Тогда скажет и тем, которые по левую сторону: идите от Меня, проклятые, в огонь вечный, уготованный диаволу и ангелам его: ибо алкал Я, и вы не дали Мне есть; жаждал, и вы не напоили Меня; был странником, и не приняли Меня; был наг, и не одели Меня; болен и в темнице, и не посетили Меня. Тогда и они скажут Ему в ответ: Господи! когда мы видели Тебя алчущим, или жаждущим, или странником, или нагим, или больным, или в темнице и не послужили Тебе? Тогда скажет им в ответ: истинно говорю вам: так как вы не сделали этого одному из сих меньших, то не сделали Мне. И пойдут сии в муку вечную, а праведники в жизнь вечную (Мф. 25:31–46).
Вот что сказано в Евангелии. И не требуется никакой натяжки, никаких ухищрений, чтобы сразу расслышать в сердцевине этой притчи все ту же заповедь, все то же откровение, что и в сердце всего христианства — заповедь и откровение любви. Мир судится, мир будет судим любовью— вот смысл слов Христа. Но дело в том (и тут-то и ошибаются, вольно или невольно, все разоблачители Евангелия и христианства), что заповедь любви нельзя навязать. Нельзя любить по приказу.
Государство, общество могут насаждать справедливость, но не любовь. Как полюбить не человека вообще, не человечество в целом, а вот этого живого человека на больничной койке, раздетого, голодного, находящегося в заключении? На это ни одно учение, будь то политическое или философское, ответа не дает. И вот в обществе, которое кричит о свободе, равенстве и братстве, миллионы людей томятся в тюрьмах, призывы к освобождению соединяются с проповедью классовой ненависти и даже слово «любовь» всегда означает одновременно ненависть к кому-то.
Но единственность учения Христа в том, что оно, не призывая ни к свободе, ни к «научной» организации общества, ни к справедливому распределению земных благ, говорит о любви к конкретному человеку, без которой невозможен никакой закон, никакая справедливость. Не случайно великий антихристианин Ницше заявлял: «Любовь к ближнему мы заменим любовью к дальнему». И здесь — главный нерв всей борьбы с религией, источник ненависти к ней всех, кто готовы любить «дальнего», однако во имя этого «дальнего» кровью заливают землю, сея на ней ненависть и страх.

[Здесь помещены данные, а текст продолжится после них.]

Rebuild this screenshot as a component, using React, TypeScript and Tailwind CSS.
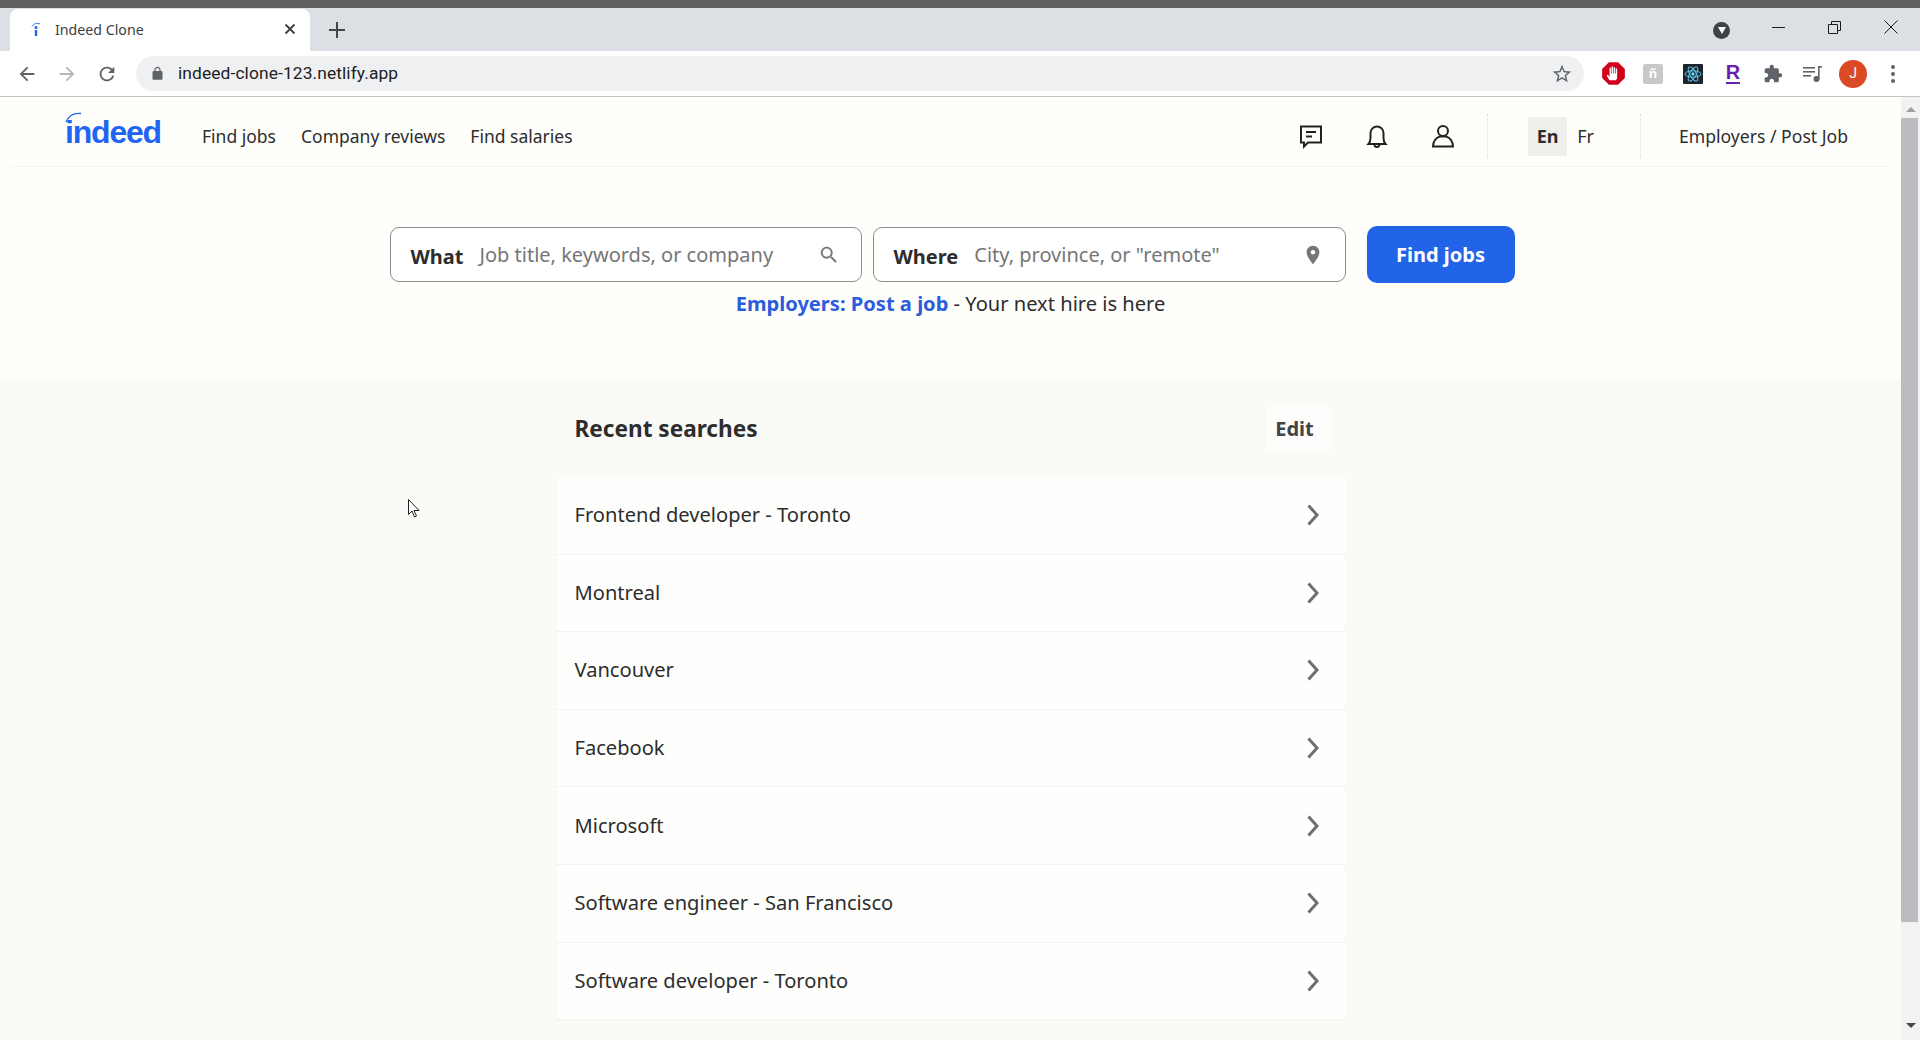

Но как все же полюбить своего ближнего? На этот вопрос и дает ответ притча о Страшном суде. Она как бы говорит: «Если вы в распятом Учителе узнали образ подлинного Человека, если в словах Его услышали истину о жизни, если в жизни Его увидели свет, то сумеете в каждом человеке всегда, при всех обстоятельствах разглядеть единственное и неповторимое лицо Христово.«…Я был в темнице, и вы пришли ко Мне, Я был болен, и вы посетили Меня…» Отождествление Христа с каждым человеком, которое любого из людей наделяет особой, исключительной ценностью и открывает для нас возможность его полюбить— от главный смысл притчи о Страшном суде и одновременно— сердце христианства.
Спор между христианством и отвергающими его учениями есть спор о человеке. Для этих учений, обещающих рай и свободу на земле, человек — всегда только средство и никогда не цель, а отсюда — полное подчинение, полное сведение человека к целям, которые лежат вне его. Для христианства же человек — всегда цель, всегда центр, всегда то, ради чего существует мир, всегда то, что не может быть сведено к средству. И Страшный суд — всего лишь конечный вопрос, обращенный к каждому и судящий нас судом любви: «Кого ты любишь, какой любовью наполняешь свою жизнь?»
Вот почему когда наступает время, приближающее нас к переоценке жизни, раскаянию и исправлению, когда вновь оказываемся мы на пороге Великого поста, этой весны обновления, Церковь предлагает притчу о Страшном суде.